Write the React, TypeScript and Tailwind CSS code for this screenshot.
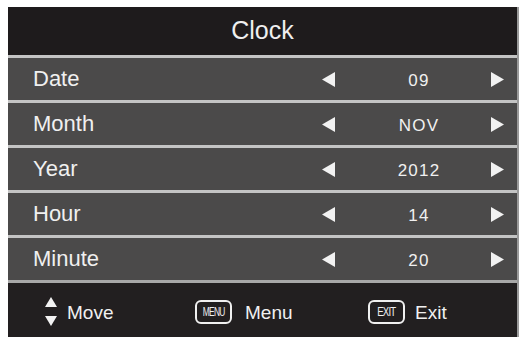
import React from "react";

const LeftArrow = () => (
  <svg width="14" height="15" viewBox="0 0 14 15" className="block">
    <polygon points="13,0 13,15 0,7.5" fill="#f2f2f2" />
  </svg>
);
const RightArrow = () => (
  <svg width="13" height="15" viewBox="0 0 13 15" className="block">
    <polygon points="0,0 0,15 13,7.5" fill="#f2f2f2" />
  </svg>
);

const rows = [
  { label: "Date", value: "09" },
  { label: "Month", value: "NOV" },
  { label: "Year", value: "2012" },
  { label: "Hour", value: "14" },
  { label: "Minute", value: "20" },
];

export default function App() {
  return (
    <div
      className="w-[523px] h-[339px] bg-white pt-[7px] pl-[8px]"
      style={{ fontFamily: '"Liberation Sans", Arial, sans-serif' }}
    >
      <div className="w-[511px] flex flex-col border-r-2 border-[#9a9a9a]">
        <div className="h-[48px] bg-[#1e1b1c] flex items-center justify-center text-[25px] text-[#efefef]">
          Clock
        </div>
        {rows.map((r) => (
          <div
            key={r.label}
            className="h-[45px] border-t-[3px] border-[#c4c4c4] bg-[#4b4a4a] flex items-center pl-[25px] pr-[13px] text-[#f0f0f0]"
          >
            <div className="flex-1 text-[22px] leading-none">{r.label}</div>
            <LeftArrow />
            <div className="w-[138px] ml-[14px] text-center text-[17px] tracking-[1.2px] leading-none pt-[2px]">
              {r.value}
            </div>
            <div className="ml-[3px]">
              <RightArrow />
            </div>
          </div>
        ))}
        <div className="h-[57px] border-t-[3px] border-[#a8a8a8] bg-[#221f20] flex items-center pl-[37px] pt-[4px] text-[#f0f0f0]">
          <div className="w-[150px] flex items-center">
            <svg width="12" height="30" viewBox="0 0 12 30" className="block">
              <polygon points="6,0 12,10 0,10" fill="#f2f2f2" />
              <polygon points="0,19 12,19 6,29" fill="#f2f2f2" />
            </svg>
            <span className="ml-[10px] text-[19px] leading-none">Move</span>
          </div>
          <div className="w-[173px] flex items-center">
            <div className="w-[37px] h-[24px] rounded-[6px] border-2 border-[#f0f0f0] flex items-center justify-center">
              <span className="text-[12px] leading-none tracking-[-1px] scale-x-[0.7] inline-block">
                MENU
              </span>
            </div>
            <span className="ml-[13px] text-[19px] leading-none">Menu</span>
          </div>
          <div className="flex items-center">
            <div className="w-[37px] h-[24px] rounded-[6px] border-2 border-[#f0f0f0] flex items-center justify-center">
              <span className="text-[12px] leading-none tracking-[-1px] scale-x-[0.8] inline-block">
                EXIT
              </span>
            </div>
            <span className="ml-[10px] text-[19px] leading-none">Exit</span>
          </div>
        </div>
      </div>
    </div>
  );
}
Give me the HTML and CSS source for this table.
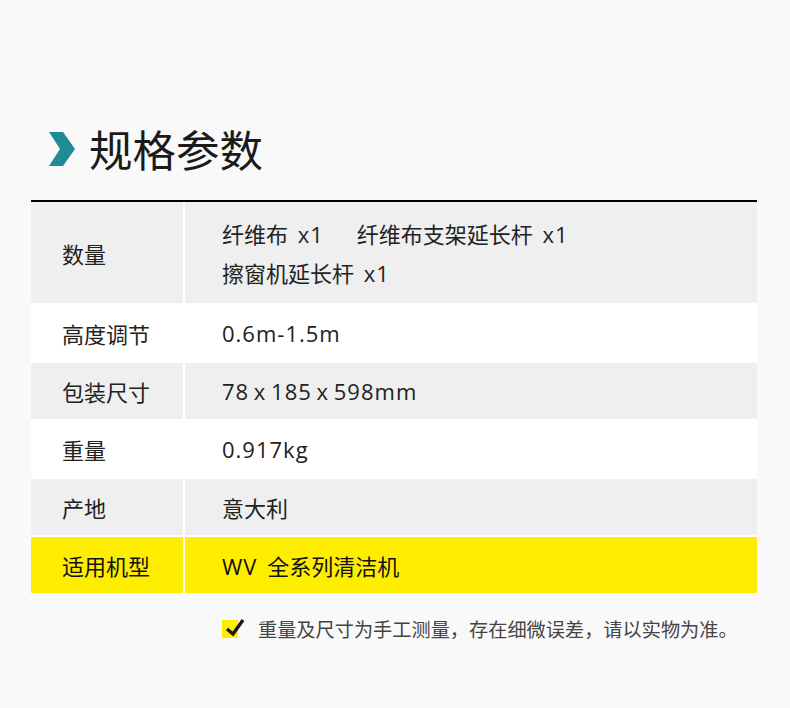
FILE: index.html
```html
<!DOCTYPE html>
<html lang="zh">
<head>
<meta charset="utf-8">
<title>规格参数</title>
<link rel="stylesheet" href="styles.css">
</head>
<body>
<div class="page">
  <div class="title-row">
    <svg class="chev" width="27" height="34" viewBox="0 0 27 34"><polygon points="0,0 14,0 26,17 14,34 0,34 11,17" fill="#1f8b95"/></svg>
    <h1 class="title">规格参数</h1>
  </div>
  <div class="spec">
    <div class="row gray tall">
      <div class="key">数量</div>
      <div class="val">
        <div class="line"><span class="item">纤维布<span class="en ws"> x1</span></span><span>纤维布支架延长杆<span class="en ws"> x1</span></span></div>
        <div class="line">擦窗机延长杆<span class="en ws"> x1</span></div>
      </div>
    </div>
    <div class="row white">
      <div class="key">高度调节</div>
      <div class="val"><span class="en">0.6m-1.5m</span></div>
    </div>
    <div class="row gray">
      <div class="key">包装尺寸</div>
      <div class="val"><span class="en">78 x 185 x 598mm</span></div>
    </div>
    <div class="row white">
      <div class="key">重量</div>
      <div class="val"><span class="en">0.917kg</span></div>
    </div>
    <div class="row gray">
      <div class="key">产地</div>
      <div class="val">意大利</div>
    </div>
    <div class="row yellow">
      <div class="key">适用机型</div>
      <div class="val"><span><span class="en ws">WV </span>全系列清洁机</span></div>
    </div>
  </div>
  <div class="note">
    <svg class="check" width="24" height="21" viewBox="0 0 24 21"><rect x="0" y="3" width="16" height="18" fill="#ffed00"/><polyline points="5,12 11,17 21,3" fill="none" stroke="#1a1a1a" stroke-width="3.4"/></svg>
    <span class="note-text">重量及尺寸为手工测量，存在细微误差，请以实物为准。</span>
  </div>
</div>
</body>
</html>
```

FILE: styles.css
```css
html, body {
  margin: 0;
  padding: 0;
  background: #f9f9f9;
}
body {
  font-family: "Noto Sans CJK SC", "Noto Sans", sans-serif;
  color: #222;
  width: 790px;
  height: 708px;
  overflow: hidden;
}
.page {
  padding: 120px 33px 0 31px;
}
.title-row {
  display: flex;
  align-items: center;
  height: 58px;
  padding-left: 18px;
}
.chev {
  display: block;
  margin-right: 13px;
}
.title {
  margin: 0;
  font-size: 43.5px;
  font-weight: 400;
  line-height: 58px;
  color: #1a1a1a;
}
.spec {
  margin-top: 22px;
  border-top: 2px solid #000;
  background: #fff;
  display: flex;
  flex-direction: column;
  gap: 2px;
}
.row {
  display: grid;
  grid-template-columns: 152px 1fr;
  column-gap: 2px;
  height: 56px;
  font-size: 22px;
}
.row.tall {
  height: 101px;
}
.row.gray .key, .row.gray .val { background: #efefef; }
.row.white .key, .row.white .val { background: #fff; }
.row.yellow .key, .row.yellow .val { background: #ffed00; color: #111; }
.key {
  display: flex;
  align-items: center;
  padding-left: 31px;
}
.val {
  display: flex;
  flex-direction: column;
  justify-content: center;
  padding-left: 37px;
}
.en {
  font-family: "Open Sans", "Noto Sans", sans-serif;
  font-size: 22px;
  letter-spacing: 1px;
  word-spacing: -2px;
}
.en.ws {
  word-spacing: 3px;
}
.line {
  line-height: 38px;
}
.item {
  margin-right: 33px;
}
.note {
  display: flex;
  align-items: center;
  margin-top: 24px;
  padding-left: 191px;
  height: 24px;
}
.check {
  display: block;
  margin-right: 12px;
  margin-top: -4px;
}
.note-text {
  font-size: 19.2px;
  color: #444;
}
```
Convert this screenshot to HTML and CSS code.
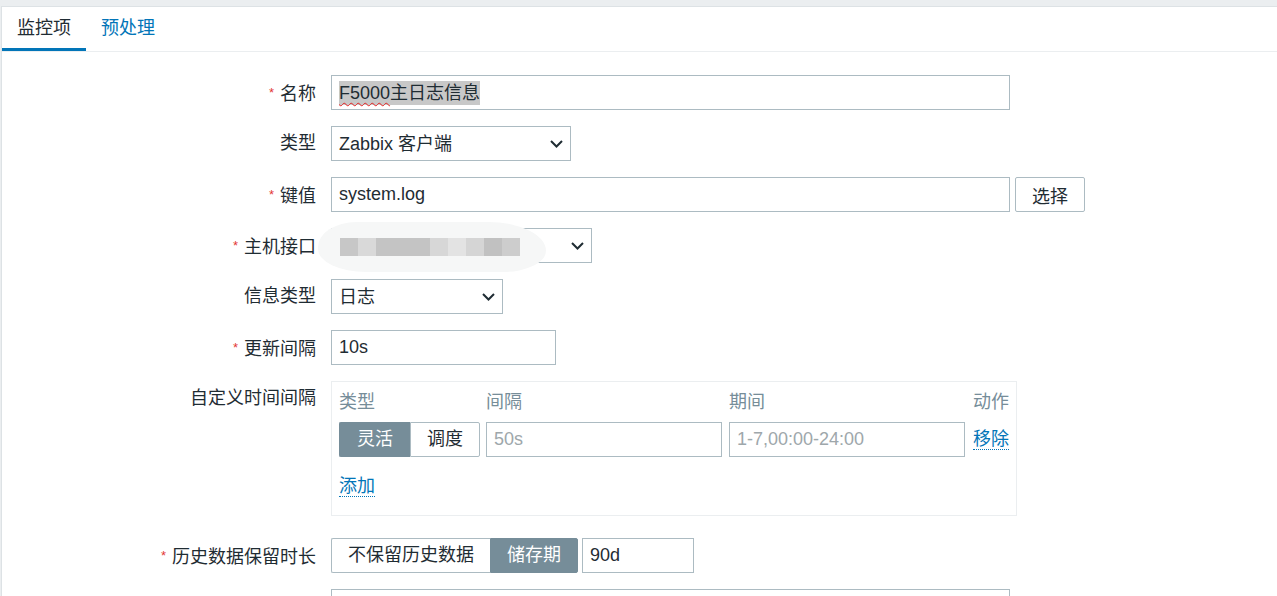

PROBLEM DETAILS> Tally the lines of the preceding listing in which the word "this" appears; state nothing but the total.

REPLY TO THE TASK> 3